AQUARIUS RECORDS (JANUARY 2008)
Not much information to present about who Yui Onodera is. Nor is there
anything in the way of a conceptual framework to guide one through this
album beyond its sources from "environmental sound and pump organ."
Not that it really matters anyway, as Suisei is a gorgeous album of darkly
textured drones with parallels to Thomas Koner's isolationist
compositions or Keith Berry's precious deconstructions. Wind, rain, and
water all make themselves known in the collection of field recordings, as
does the pump organ, which reveals itself in harmonic sustained tones
with a spectral timbre (e.g. Niblock, Radigue, Chalk, etc.). During a
particular enigmatic episode, wooden creaks and sodden groans duet
with a motorized persistant soft-grind, giving the impression that some
unscrupulous machine is quietly compacting sinews, meat, and bone.

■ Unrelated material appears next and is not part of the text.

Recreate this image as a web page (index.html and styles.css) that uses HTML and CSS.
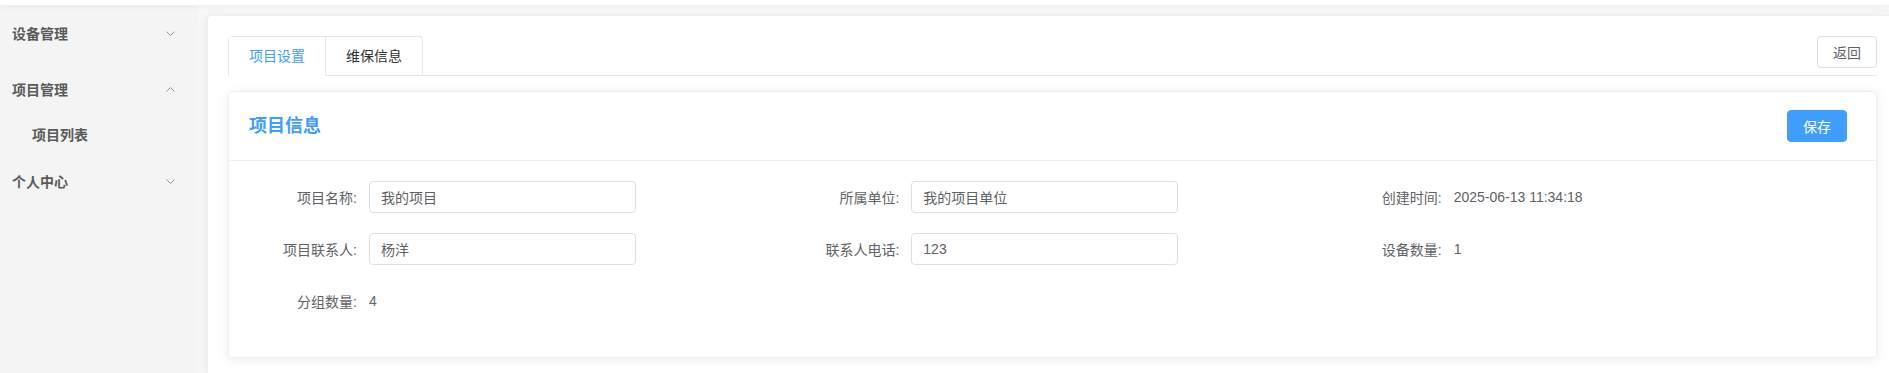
FILE: index.html
```html
<!DOCTYPE html>
<html lang="zh-CN">
<head>
    <meta charset="UTF-8">
    <meta name="viewport" content="width=device-width, initial-scale=1.0">
    <title>项目设置</title>
    <link rel="stylesheet" href="styles.css">
</head>
<body>
    <div class="topbar"></div>

    <div class="layout">
        <!-- Sidebar menu -->
        <aside class="sidebar">
            <div class="menu-item">
                <span>设备管理</span>
                <svg class="arrow" width="9" height="5" viewBox="0 0 9 5"><polyline points="0.5,0.5 4.5,4.5 8.5,0.5" fill="none" stroke="#909399" stroke-width="1"/></svg>
            </div>
            <div class="menu-item">
                <span>项目管理</span>
                <svg class="arrow" width="9" height="5" viewBox="0 0 9 5"><polyline points="0.5,4.5 4.5,0.5 8.5,4.5" fill="none" stroke="#909399" stroke-width="1"/></svg>
            </div>
            <div class="submenu-item">项目列表</div>
            <div class="menu-item">
                <span>个人中心</span>
                <svg class="arrow" width="9" height="5" viewBox="0 0 9 5"><polyline points="0.5,0.5 4.5,4.5 8.5,0.5" fill="none" stroke="#909399" stroke-width="1"/></svg>
            </div>
        </aside>

        <main class="main">
            <div class="card">
                <!-- Tabs + back button -->
                <div class="tabs-header">
                    <div class="tabs">
                        <div class="tab active">项目设置</div>
                        <div class="tab">维保信息</div>
                    </div>
                    <button class="btn">返回</button>
                </div>

                <!-- Project info box -->
                <div class="info-box">
                    <div class="info-header">
                        <h2>项目信息</h2>
                        <button class="btn btn-primary">保存</button>
                    </div>
                    <div class="info-body">
                        <div class="row">
                            <div class="col">
                                <div class="form-item">
                                    <label>项目名称:</label>
                                    <input type="text" value="我的项目">
                                </div>
                                <div class="form-item">
                                    <label>项目联系人:</label>
                                    <input type="text" value="杨洋">
                                </div>
                                <div class="form-item">
                                    <label>分组数量:</label>
                                    <span class="value">4</span>
                                </div>
                            </div>
                            <div class="col">
                                <div class="form-item">
                                    <label>所属单位:</label>
                                    <input type="text" value="我的项目单位">
                                </div>
                                <div class="form-item">
                                    <label>联系人电话:</label>
                                    <input type="text" value="123">
                                </div>
                            </div>
                            <div class="col">
                                <div class="form-item">
                                    <label>创建时间:</label>
                                    <span class="value">2025-06-13 11:34:18</span>
                                </div>
                                <div class="form-item">
                                    <label>设备数量:</label>
                                    <span class="value">1</span>
                                </div>
                            </div>
                        </div>
                    </div>
                </div>
            </div>
        </main>
    </div>
</body>
</html>
```

FILE: styles.css
```css
* {
    box-sizing: border-box;
    margin: 0;
    padding: 0;
}

body {
    font-family: 'Liberation Sans', 'Noto Sans CJK SC', sans-serif;
    font-size: 14px;
    color: #606266;
    background-color: #f7f7f7;
    height: 373px;
    overflow: hidden;
}

.topbar {
    height: 5px;
    background-color: #fff;
    box-shadow: 0 1px 6px rgba(0, 0, 0, 0.06);
    position: relative;
    z-index: 1;
}

.layout {
    display: flex;
    height: 368px;
}

/* Sidebar */
.sidebar {
    width: 197px;
    flex-shrink: 0;
    background-color: #f4f4f4;
}

.menu-item {
    height: 56px;
    display: flex;
    align-items: center;
    justify-content: space-between;
    padding: 0 22px 0 12px;
    font-weight: bold;
    color: #5a5a5a;
}

.submenu-item {
    height: 36px;
    line-height: 36px;
    padding-left: 32px;
    font-weight: bold;
    color: #5a5a5a;
}

/* Main area */
.main {
    flex: 1;
    padding: 10px 0 0 10px;
    min-width: 0;
    overflow: hidden;
}

.card {
    background-color: #fff;
    border: 1px solid #ebeef5;
    border-right: none;
    border-bottom: none;
    border-radius: 4px 0 0 0;
    box-shadow: 0 2px 12px rgba(0, 0, 0, 0.06);
    padding: 20px 12px 0 20px;
    height: 100%;
}

.tabs-header {
    display: flex;
    justify-content: space-between;
    align-items: flex-start;
    height: 40px;
    border-bottom: 1px solid #e4e7ed;
}

.tabs {
    display: flex;
    border: 1px solid #e4e7ed;
    border-bottom: none;
    border-radius: 4px 4px 0 0;
    height: 40px;
}

.tab {
    height: 39px;
    line-height: 39px;
    padding: 0 20px;
    color: #303133;
}

.tab + .tab {
    border-left: 1px solid #e4e7ed;
}

.tab.active {
    color: #409eff;
    background-color: #fff;
}

.btn {
    font-family: inherit;
    font-size: 14px;
    width: 60px;
    height: 32px;
    border: 1px solid #dcdfe6;
    border-radius: 4px;
    background-color: #fff;
    color: #606266;
    cursor: pointer;
}

.btn-primary {
    background-color: #409eff;
    border-color: #409eff;
    color: #fff;
}

/* Project info box */
.info-box {
    margin-top: 15px;
    border: 1px solid #ebeef5;
    border-radius: 4px;
    box-shadow: 0 2px 12px rgba(0, 0, 0, 0.08);
}

.info-header {
    display: flex;
    justify-content: space-between;
    align-items: center;
    padding: 18px 29px 18px 20px;
    border-bottom: 1px solid #ebeef5;
}

.info-header h2 {
    font-size: 18px;
    color: #409eff;
    line-height: 32px;
}

.info-body {
    padding: 20px;
}

.row {
    display: flex;
    margin: 0 -10px;
}

.col {
    width: 33.3333%;
    padding: 0 10px;
}

.form-item {
    display: flex;
    align-items: center;
    height: 32px;
    margin-bottom: 20px;
}

.form-item label {
    width: 120px;
    flex-shrink: 0;
    text-align: right;
    padding-right: 12px;
    color: #606266;
}

.form-item input {
    width: 267px;
    height: 32px;
    padding: 0 11px;
    border: 1px solid #dcdfe6;
    border-radius: 4px;
    font-family: inherit;
    font-size: 14px;
    color: #606266;
    outline: none;
}

.value {
    color: #606266;
}
```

Strangely, it never sounds macabre or unsettlingly grotesque; rather,
these crunching textures situate humbly next to a hypnotic wash of
compressed static and melancholic shadowy drone, which sublimely
shift into a slippery crescendo of grey massed sound.
Very, very well done!
TOUCHING EXTREMES (MAY 2008)
Sometimes I feel in dire trouble, cornered in the condition of finding
words to describe what is a relatively simple record that nevertheless
touches certain depths, which not many artists can manage to, their
display of technical prowess notwithstanding. In the case of Yui
Onodera, a clue was reading the “special thanks” to Mystery Sea’s boss
Daniel Crokaert on the sleeve: where this man is found, the presence of
water is all but assured (and the Japanese artist has releases out on that
label, too - stay tuned). Indeed this album is strongly based on different
aquatic hues in various kinds of sonic gradations and dripping intensity.
Not only that, Onodera also made good use of uncertainly definable
“environmental sounds” - apparently slightly treated, at least in well (in)
determinate foggier sections - and splendid ghostly emergences of his
pump organ, whose static chords enter the picture in sparse
appearances, like a detached narrator would in a minimal theatre
performance where the audience understands what happens but
somehow still appreciates to be led amidst the subplots. The composer
succeeds in chipping the commonplace off the utilization of water as a
compositional means, an austere processing the key factor in creating a
natural path through which the piece slowly walks, delivered from useless
glittering clothes, extremely profound in its almost religious concoction
of deep-breath silent prayer and severe concentration. Elemental
innocence that doesn’t promise an easy penetrability.
(Massimo Ricci)
ART OF MEMORY (NOVEMBER 2007)
So far, one of my favourite discs of 2007, simply beautiful and delicate,
produced and designed by Dale Lloyd, one of his (and/OAR) best yet.